We are both oldest children, and the significance of that cannot be dismissed. No matter how slight the expectations projected onto us by our parents, it has been our (spoken or unspoken) responsibility to set the bar and be an example since before we can even remember. Whatever the success metric, we pressure ourselves to meet it.

I wonder whether I would be as free-spirited and brave as they seem to be, if I had been raised by her parents. She used to wear the denim jacket her father wore when he hitchhiked to Alaska...my father would never, in a million years, hitchhike to Alaska. From what I know, they are brilliant, beautiful, and caring, all of them. We are just brilliant and arguably beautiful, but self-interested in a way that they are not.

The approach is the same, only the emphasis is different. We have so few guidelines, no instructions on how to get to point B from here, just the implication of where we're supposed to end up, and the desperate wish of every child not to disappoint. While they make their own paths, we pour ourselves into the mold of intellectual superiority, financial stability, and social normality, inasmuch as such a thing is possible or even exists, today. I wonder whether, under other circumstances, my mother could have raised such spiritually courageous offspring as they are.

My step-sisters have, I think, suffered much worse. They have no point B, they have only the unconditional but slightly exasperated love of their mother, and my father's thinly-veiled suspicion that he is too late to help them. Though I do finally think that he would be a good parent, now. They appear to have chosen for themselves, but rather than make their way towards a stated goal, they stumble, blind, resisting direction, as my siblings and I look on baffled and horrified.

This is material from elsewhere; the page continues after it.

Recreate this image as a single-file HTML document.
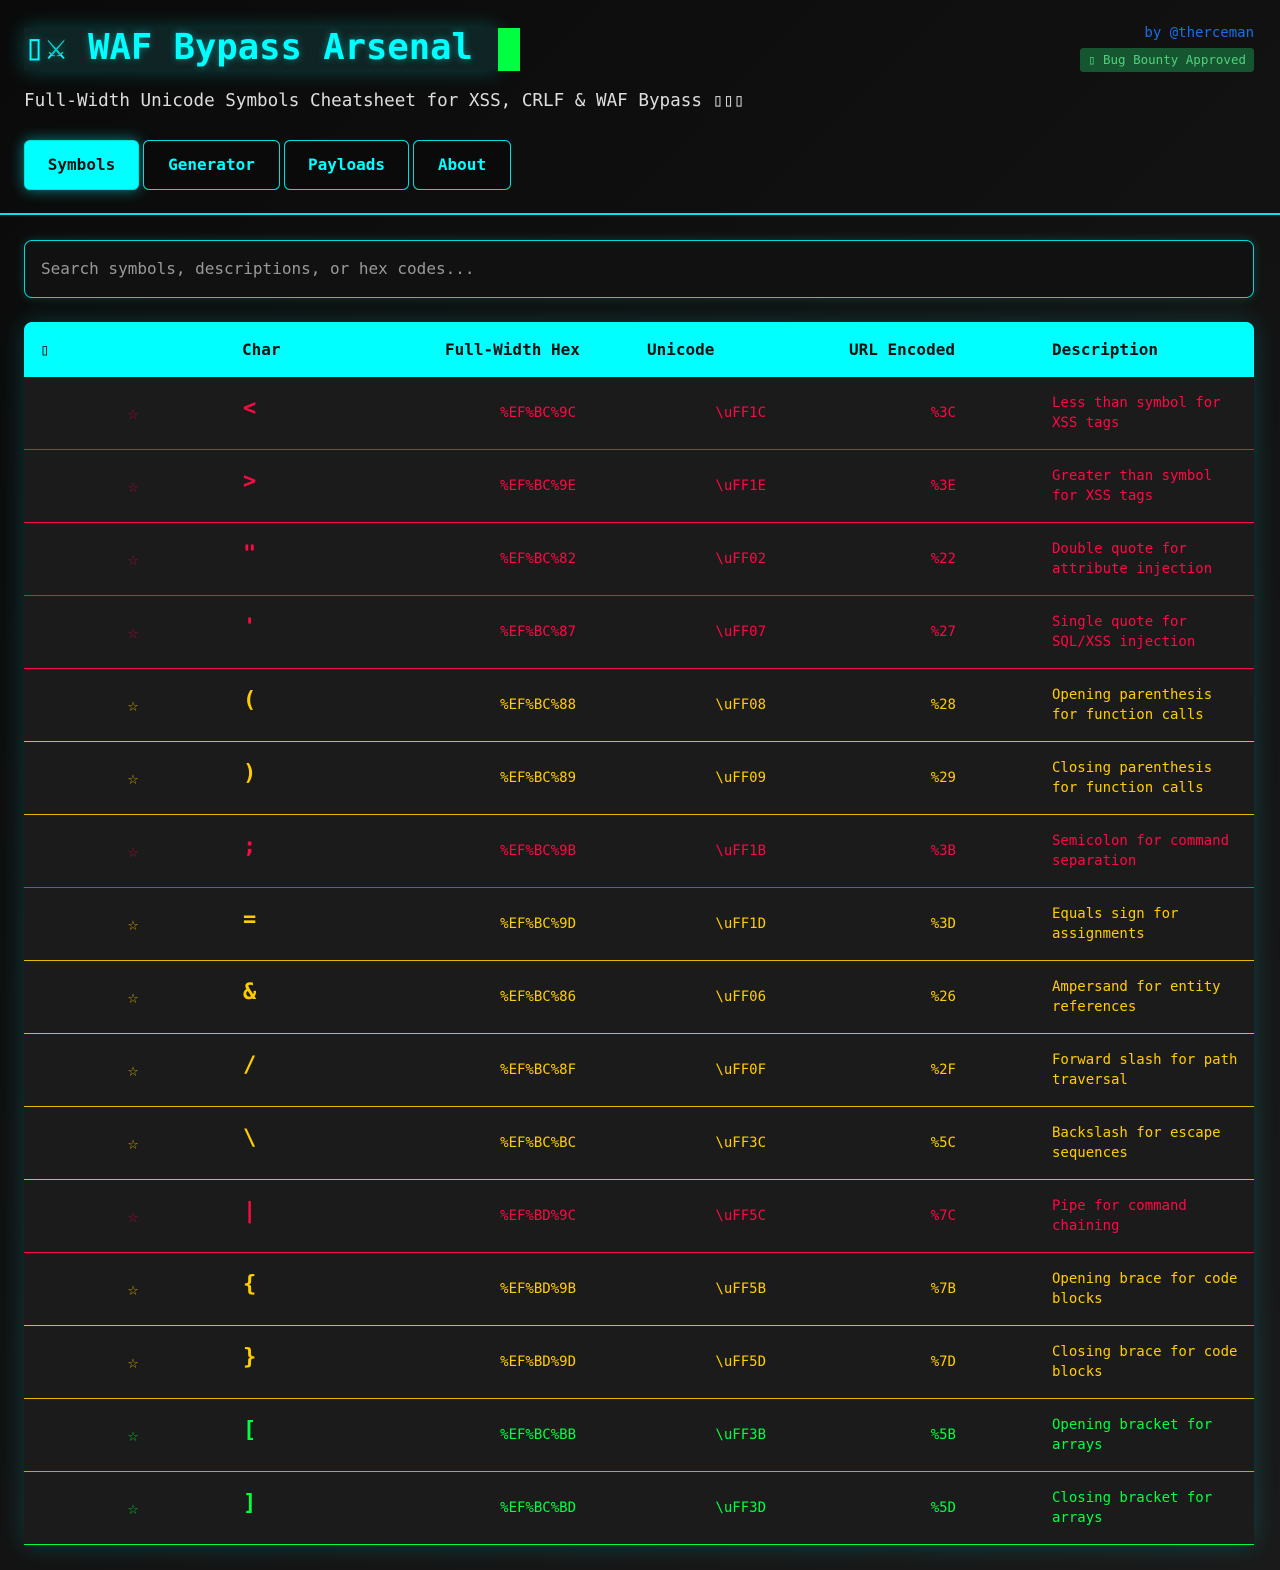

The power to choose our own destinies is, as everything, a blessing and a curse. Choice and opportunity paralyze us at every turn, the fear of regret often outweighing the fear of failure. And so we try to pack too much into lives already consumed with empty tasks, gaining satisfaction from so precious little of it.

My heart goes out to those who are bold enough to refuse to decide until they are damned good and ready, for even if the pattern of the universe does not reveal itself to you while you look on it, I think the wait alone will prove worthwhile.

Best of luck, Kyle.




For context.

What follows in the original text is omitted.